What broke the stalemate was Gird's twenty other yeomen, coming back from the distant campsite to find out why they had had no orders. They came marching along, singing "The Thief's Revenge" as loudly and unmelodiously as twenty men could do, while behind them came such of the noncombatants as wanted to flourish a shovel or pick and learn to march in step. In actual numbers, they were too few to matter, but as fresh troops coming onto a field where all are exhausted, they had an effect beyond their numbers. The sier's men withdrew a step, and then another. Gird did not order a charge; he was near falling down himself, and knew his yeomen did not have strength left for a charge. The sier's pikes withdrew an armslength, a pike's length—the horsemen rode between, and the sier's pikes turned to march away. Gird let them. He was glad enough to see them go.
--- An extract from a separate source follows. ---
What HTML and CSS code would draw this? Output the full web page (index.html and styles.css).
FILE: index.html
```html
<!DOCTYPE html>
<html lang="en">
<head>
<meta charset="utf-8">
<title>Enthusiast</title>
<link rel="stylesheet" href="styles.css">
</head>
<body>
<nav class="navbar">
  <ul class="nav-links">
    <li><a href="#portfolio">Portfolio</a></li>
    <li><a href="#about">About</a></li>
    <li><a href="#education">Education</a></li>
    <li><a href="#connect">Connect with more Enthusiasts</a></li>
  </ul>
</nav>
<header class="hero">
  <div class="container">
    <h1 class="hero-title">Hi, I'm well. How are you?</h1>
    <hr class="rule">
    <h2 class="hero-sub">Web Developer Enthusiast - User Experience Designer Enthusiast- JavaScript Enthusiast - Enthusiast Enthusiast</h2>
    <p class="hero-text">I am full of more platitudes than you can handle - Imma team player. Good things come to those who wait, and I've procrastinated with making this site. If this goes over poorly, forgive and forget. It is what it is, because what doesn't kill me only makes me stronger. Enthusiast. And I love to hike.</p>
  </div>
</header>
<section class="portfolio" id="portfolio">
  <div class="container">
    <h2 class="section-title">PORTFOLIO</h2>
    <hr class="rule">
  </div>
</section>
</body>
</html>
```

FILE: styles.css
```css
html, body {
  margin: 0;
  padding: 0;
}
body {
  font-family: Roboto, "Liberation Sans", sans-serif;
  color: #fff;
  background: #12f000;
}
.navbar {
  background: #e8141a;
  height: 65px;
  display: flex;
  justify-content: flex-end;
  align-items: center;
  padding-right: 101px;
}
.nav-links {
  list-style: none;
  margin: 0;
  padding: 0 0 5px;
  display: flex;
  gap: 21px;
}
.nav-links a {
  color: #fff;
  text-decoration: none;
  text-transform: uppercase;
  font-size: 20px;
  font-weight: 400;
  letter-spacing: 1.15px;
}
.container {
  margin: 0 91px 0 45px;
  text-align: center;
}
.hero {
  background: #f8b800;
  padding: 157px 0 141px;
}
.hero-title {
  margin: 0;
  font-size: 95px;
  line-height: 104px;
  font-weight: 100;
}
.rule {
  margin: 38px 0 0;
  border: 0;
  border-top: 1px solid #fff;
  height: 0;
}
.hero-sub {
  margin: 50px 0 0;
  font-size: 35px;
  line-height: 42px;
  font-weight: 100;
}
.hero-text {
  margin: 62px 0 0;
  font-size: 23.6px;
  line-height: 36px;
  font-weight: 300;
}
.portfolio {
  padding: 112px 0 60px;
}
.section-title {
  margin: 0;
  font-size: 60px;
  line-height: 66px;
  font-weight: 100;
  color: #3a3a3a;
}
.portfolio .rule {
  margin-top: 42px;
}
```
There was no question of holding his position. Too many had died, demonstrating that he did not have what he needed to hold it. Gird watched the low evening sunlight gild the backs of the sier's men as they withdrew to the far side of the bridge, and formed again. His own yeomen gathered the bodies of their dead, ignoring the sier's fallen. It would be foolish to strip the bodies in sight of their companions. Too many, too many: Gird cursed his foolishness, his stupidity, and even the time he wasted cursing them.
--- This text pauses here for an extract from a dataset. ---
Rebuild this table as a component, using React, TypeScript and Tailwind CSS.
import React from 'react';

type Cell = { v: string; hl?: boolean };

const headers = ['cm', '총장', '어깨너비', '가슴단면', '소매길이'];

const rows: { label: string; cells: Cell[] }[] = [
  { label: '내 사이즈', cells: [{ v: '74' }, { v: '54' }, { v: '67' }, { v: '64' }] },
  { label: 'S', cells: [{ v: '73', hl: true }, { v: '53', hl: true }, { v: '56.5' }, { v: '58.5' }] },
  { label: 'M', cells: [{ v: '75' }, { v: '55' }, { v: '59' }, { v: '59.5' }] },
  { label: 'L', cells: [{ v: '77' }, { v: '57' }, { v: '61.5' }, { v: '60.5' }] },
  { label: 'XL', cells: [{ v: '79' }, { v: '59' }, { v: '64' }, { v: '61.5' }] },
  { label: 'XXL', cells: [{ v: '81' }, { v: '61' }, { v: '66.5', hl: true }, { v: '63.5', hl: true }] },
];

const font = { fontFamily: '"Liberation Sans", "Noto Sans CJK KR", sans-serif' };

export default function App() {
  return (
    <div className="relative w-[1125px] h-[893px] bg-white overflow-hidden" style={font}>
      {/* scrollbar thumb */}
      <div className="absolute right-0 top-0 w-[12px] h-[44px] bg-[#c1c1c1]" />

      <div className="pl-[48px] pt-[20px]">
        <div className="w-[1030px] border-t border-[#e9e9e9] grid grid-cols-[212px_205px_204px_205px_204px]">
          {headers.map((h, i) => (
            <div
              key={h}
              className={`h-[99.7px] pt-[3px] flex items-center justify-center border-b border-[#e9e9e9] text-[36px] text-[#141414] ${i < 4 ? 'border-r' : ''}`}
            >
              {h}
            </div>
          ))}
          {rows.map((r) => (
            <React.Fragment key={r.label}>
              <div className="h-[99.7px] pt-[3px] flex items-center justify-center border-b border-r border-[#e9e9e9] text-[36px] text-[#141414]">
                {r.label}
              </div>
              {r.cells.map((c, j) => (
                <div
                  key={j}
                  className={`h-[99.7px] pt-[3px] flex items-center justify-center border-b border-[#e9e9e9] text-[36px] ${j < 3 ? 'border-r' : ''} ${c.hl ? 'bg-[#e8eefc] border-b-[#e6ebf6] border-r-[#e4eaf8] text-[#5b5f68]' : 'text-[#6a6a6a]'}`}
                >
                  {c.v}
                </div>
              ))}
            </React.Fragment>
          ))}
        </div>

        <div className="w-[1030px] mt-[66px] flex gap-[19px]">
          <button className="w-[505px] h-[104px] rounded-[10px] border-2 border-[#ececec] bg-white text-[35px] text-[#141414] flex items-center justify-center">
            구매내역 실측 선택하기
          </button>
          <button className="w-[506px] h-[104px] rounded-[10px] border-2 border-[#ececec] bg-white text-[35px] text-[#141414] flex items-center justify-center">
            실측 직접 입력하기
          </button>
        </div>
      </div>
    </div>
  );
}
"At least you got us out of it," Rahi murmured, as he gathered them again to march away.

"No thanks to me," Gird said. "I got us into it."

"You always said a lesson that leaves bruises is never forgotten."
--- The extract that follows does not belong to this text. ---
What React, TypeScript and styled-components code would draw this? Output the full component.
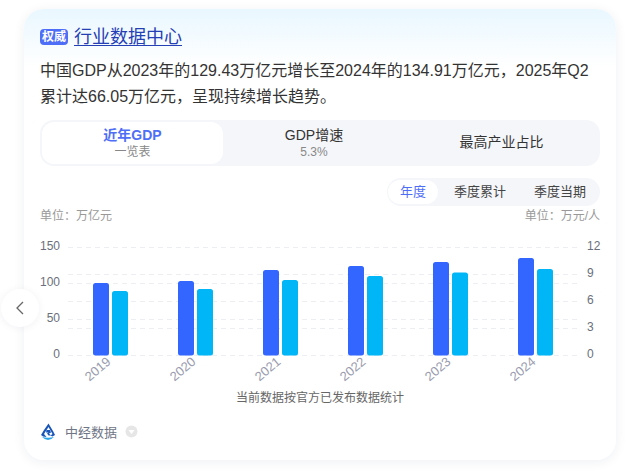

He looked at her, but her steady eyes did not reproach him. "I said that?"

She grinned, a white flash out of her dusty face. "Often and often. When that witch of a dun cow kicked me. When Gori hacked his ankle with the scythe—" Gori, her older brother, his first son, who had died of a plague. Rahi went on. "One of your favorites, that was, along with 'Think first, and you won't bleed after.' "

Gird snorted. "I didn't remember that one, did I? Gods above: I thought about what I would do, not what they would do."

But if Rahi did not reproach him, others would. He would reproach himself for this day's stupidity. He would learn from it—he had to, to make the deaths worthwhile—but he would not forget that he could have chosen differently, and those men and women would still be alive.

Chapter Twenty-four

In this chastened mood, Gird spent the next hand of days ensuring that his camp was as safe as it could be. He examined those who wanted to train as yeomen, and assigned them to units to replace those who had died. He visited the wounded, steeling himself to endure criticisms which no one actually voiced. He was sure they said more behind his back.

To his surprise, his recent defeat brought in as many recruits as his earlier victories. Hardly a day passed without one or three or six men or women straggling into camp, asking a chance to train and fight for "the new day." Some had traveled hands of days from distant farmsteads; others came from villages and towns only a few hours away. Some were enthusiastic youths, children—as Gird saw them—hardly off their mothers breasts. They stared wide-eyed at his veteran yeomen; he could practically see "glory" written on their foreheads. When he tried to explain how hard a soldier's life could be, they hardly listened, their eyes wandering to the alluring strangeness of campfires, women in trousers carrying pikes, men practicing archery. Gird sighed, turned them over to one of the more dour yeoman-marshals, and tried to ignore their eager glances when next he passed them as they scrubbed pots or dug jacks trenches.